I knew a few things. As I texted to a friend before I went in, “It’s the new Bong Joon Ho, but with him directing white people”. I also knew it was about a train that circles the world, after an apocalypse, and that it houses the last remnant of humanity. Also, that it stars Chris Evans, Tilda Swinton, and the amazing Kang-ho Song. But that was really it.

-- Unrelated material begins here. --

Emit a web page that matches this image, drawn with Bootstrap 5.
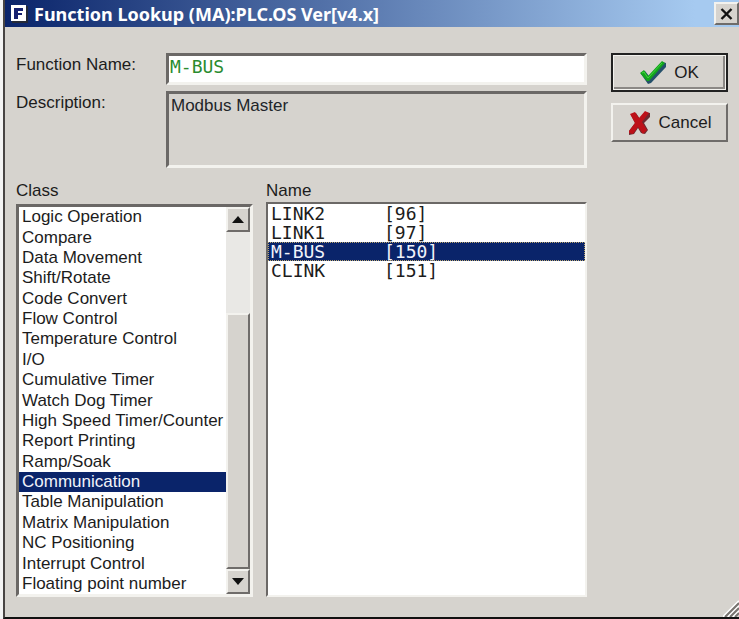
<!DOCTYPE html>
<html lang="en">
<head>
<meta charset="utf-8">
<meta name="viewport" content="width=device-width, initial-scale=1">
<title>Function Lookup</title>
<link href="https://cdn.jsdelivr.net/npm/bootstrap@5.3.0/dist/css/bootstrap.min.css" rel="stylesheet">
<style>
:root{--face:#d6d3ce;--navy:#0a246a;--dark:#6b6866;--light:#f3f2ee}
body{background:#f4f4f4;font-family:"Liberation Sans",Arial,sans-serif;font-size:17px;line-height:20px;color:#1c1c1c}
.dialog-window{background:var(--face);margin-left:3px;border-left:2px solid #484443;border-bottom:2px solid #111}
.title-strip{height:27px;padding-left:5px;background:linear-gradient(90deg,#0a246a,#a6caf0 94%);color:#fff}
.title-text{font:bold 18px/26px "Noto Sans",Tahoma,sans-serif}
.title-icon{margin-right:6px}
.raised{background:var(--face);border:2px solid;border-color:var(--light) #6f6c6a #6f6c6a var(--light);border-radius:0;color:#1c1c1c;padding:0}
.sunken{border:3px solid;border-color:var(--dark) var(--light) var(--light) var(--dark);border-radius:0}
.close-btn{width:25px;height:23px}
.dialog-body{padding:26px 11px 20px 11px;gap:24px}
.form-rows{display:grid;grid-template-columns:150px 1fr;row-gap:6px}
.form-rows label{padding-top:2px}
.name-input{height:32px;padding:0 1px 6px;color:#2a8c2f;background:#fff;font:18px/20px "DejaVu Sans Mono",monospace}
.name-input:focus{color:#2a8c2f;box-shadow:none;border-color:var(--dark) var(--light) var(--light) var(--dark)}
.desc-box{height:77px;padding:2px;background:var(--face);resize:none;font-size:17px;line-height:20px}
.lists{display:grid;grid-template-columns:237px 1fr;column-gap:13px;margin-top:11px}
.list-caption{height:25px;line-height:24px}
.name-caption{height:23px}
.name-frame{border-width:2px}
.pick{border-radius:0;gap:0;background:#fff}
.pick .list-group-item{border:0;background:#fff;color:#1c1c1c;padding:0 3px;white-space:nowrap;min-height:0}
.pick .list-group-item.active{background:var(--navy);color:#f1f3fa;margin:0}
.class-pick .list-group-item{line-height:20px}
.name-pick .list-group-item{font:18px/19px "DejaVu Sans Mono",monospace;height:19px}
.name-pick .list-group-item.active{outline:1px dotted #b9a56f;outline-offset:-1px}
.fn-name{width:113px}
.scroller{width:24px;background:#e9e8e5}
.arrow-btn{height:25px}
.scroll-gap{flex:82 1 0}
.scroll-thumb{flex:255 1 0}
.side-buttons{width:117px;gap:11px}
.side-buttons .btn{height:39px;font-size:17px}
.ok-btn{box-shadow:inset 0 0 0 1px var(--light),inset -3px -3px 0 #8b8885;border:2px solid #222}
.grip{right:0;bottom:0}
</style>
</head>
<body>
<main class="dialog-window min-vh-100 d-flex flex-column position-relative">
  <header class="title-strip d-flex align-items-center">
    <svg width="18" height="20" viewBox="0 0 18 20" aria-hidden="true" class="title-icon"><path d="M2 2h16v17H2z" fill="#252a38"/><path d="M1 1h15v16H1z" fill="#fff"/><path d="M4 4h9v3H8v2h4v2H8v4H4z" fill="#15206f"/></svg>
    <h1 class="title-text m-0 flex-grow-1">Function Lookup (MA):PLC.OS Ver[v4.x]</h1>
    <button type="button" class="btn raised close-btn d-flex align-items-center justify-content-center" aria-label="Close"><svg width="13" height="12" viewBox="0 0 13 12"><path d="M1.500 1l10 10M11.500 1l-10 10" stroke="#111" stroke-width="2.400"/></svg></button>
  </header>
  <form class="dialog-body d-flex flex-grow-1">
    <div class="flex-grow-1 d-flex flex-column">
      <div class="form-rows">
        <label for="fn">Function Name:</label>
        <input id="fn" type="text" class="form-control sunken name-input" value="M-BUS">
        <label for="desc">Description:</label>
        <textarea id="desc" class="form-control sunken desc-box" readonly>Modbus Master</textarea>
      </div>
      <div class="lists flex-grow-1">
        <section class="d-flex flex-column">
          <div class="list-caption" id="class-label">Class</div>
          <div class="sunken d-flex flex-grow-1 bg-white">
            <div class="list-group pick class-pick flex-grow-1" aria-labelledby="class-label">
              <button type="button" class="list-group-item flex-fill text-start">Logic Operation</button>
              <button type="button" class="list-group-item flex-fill text-start">Compare</button>
              <button type="button" class="list-group-item flex-fill text-start">Data Movement</button>
              <button type="button" class="list-group-item flex-fill text-start">Shift/Rotate</button>
              <button type="button" class="list-group-item flex-fill text-start">Code Convert</button>
              <button type="button" class="list-group-item flex-fill text-start">Flow Control</button>
              <button type="button" class="list-group-item flex-fill text-start">Temperature Control</button>
              <button type="button" class="list-group-item flex-fill text-start">I/O</button>
              <button type="button" class="list-group-item flex-fill text-start">Cumulative Timer</button>
              <button type="button" class="list-group-item flex-fill text-start">Watch Dog Timer</button>
              <button type="button" class="list-group-item flex-fill text-start">High Speed Timer/Counter</button>
              <button type="button" class="list-group-item flex-fill text-start">Report Printing</button>
              <button type="button" class="list-group-item flex-fill text-start">Ramp/Soak</button>
              <button type="button" class="list-group-item flex-fill text-start active">Communication</button>
              <button type="button" class="list-group-item flex-fill text-start">Table Manipulation</button>
              <button type="button" class="list-group-item flex-fill text-start">Matrix Manipulation</button>
              <button type="button" class="list-group-item flex-fill text-start">NC Positioning</button>
              <button type="button" class="list-group-item flex-fill text-start">Interrupt Control</button>
              <button type="button" class="list-group-item flex-fill text-start">Floating point number</button>
            </div>
            <div class="scroller d-flex flex-column flex-shrink-0">
              <button type="button" class="btn raised arrow-btn d-flex align-items-center justify-content-center" aria-label="Scroll up"><svg width="12" height="7" viewBox="0 0 12 7"><path d="M0 7l6-7 6 7z" fill="#111"/></svg></button>
              <div class="scroll-gap"></div>
              <div class="scroll-thumb raised"></div>
              <button type="button" class="btn raised arrow-btn d-flex align-items-center justify-content-center" aria-label="Scroll down"><svg width="12" height="7" viewBox="0 0 12 7"><path d="M0 0l6 7 6-7z" fill="#111"/></svg></button>
            </div>
          </div>
        </section>
        <section class="d-flex flex-column">
          <div class="list-caption name-caption" id="name-label">Name</div>
          <div class="sunken name-frame flex-grow-1 bg-white">
            <div class="list-group pick name-pick" aria-labelledby="name-label">
              <button type="button" class="list-group-item d-flex text-start"><span class="fn-name">LINK2</span><span>[96]</span></button>
              <button type="button" class="list-group-item d-flex text-start"><span class="fn-name">LINK1</span><span>[97]</span></button>
              <button type="button" class="list-group-item d-flex text-start active"><span class="fn-name">M-BUS</span><span>[150]</span></button>
              <button type="button" class="list-group-item d-flex text-start"><span class="fn-name">CLINK</span><span>[151]</span></button>
            </div>
          </div>
        </section>
      </div>
    </div>
    <div class="side-buttons d-flex flex-column flex-shrink-0">
      <button type="submit" class="btn raised ok-btn d-flex align-items-center justify-content-center gap-2"><svg width="26" height="24" viewBox="0 0 26 24"><path d="M1 13l4-3 4 5L22 1l4 1v4L11 22l-3 1z" fill="#24506a"/><path d="M0 12l4-3 4 6L22 0l3 2L9 20H7z" fill="#12a51d"/><path d="M2 12l2-1 4 6L22 2" fill="none" stroke="#42d53c" stroke-width="1"/></svg>OK</button>
      <button type="button" class="btn raised d-flex align-items-center justify-content-center gap-2"><svg width="23" height="24" viewBox="0 0 23 24"><path d="M3 4l5-2 4 6 5-7 5 1v4l-6 6 4 7-3 4-4-1-3-5-4 6-5 1v-4l6-8z" fill="#6d2a30"/><path d="M2 3l5-2 4 6 6-7 4 2-7 9 5 8-4 4-5-7-5 7-4-1v-2l6-8z" fill="#bd1119"/></svg>Cancel</button>
    </div>
  </form>
  <svg class="grip position-absolute" width="16" height="17" viewBox="0 0 16 17" aria-hidden="true"><path d="M0 17L16 1M5 17L16 6M10 17l6-6" stroke="#fff" stroke-width="2"/><path d="M2 17L16 3M7 17l9-9M12 17l4-4" stroke="#77736f" stroke-width="2"/></svg>
</main>
<script src="https://cdn.jsdelivr.net/npm/bootstrap@5.3.0/dist/js/bootstrap.bundle.min.js"></script>
</body>
</html>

The film begins with the story of the apocalypse: an attempt to stave off global warming with a chemical shield seeded into the atmosphere accidentally supercools the Earth, and creates an apocalyptic ice age. We are brought into the aforementioned train, circling the frozen landscape of the planet forever, through the story of a heroically built young white man, Curtis, played by Chris Evans, obviously, who is stoically leading a revolution of some kind from within the ranks of the lowest classes of the train. Tilda Swinton is Mason, the villain, a wild-eyed martinet with false teeth and thick glasses, deputy to the train’s inventor, Wilfred. Kang-ho Song, a truly remarkable actor, and a favorite of mine from such films as Thirst and The Host, plays Namgoong Minsoo, a Korean engineer who designed the doors to the train, and the security, and thus is, quite literally, the key to Curtis’s plot to get the front of the train to deal with the rear. The revolutionaries just have to find him.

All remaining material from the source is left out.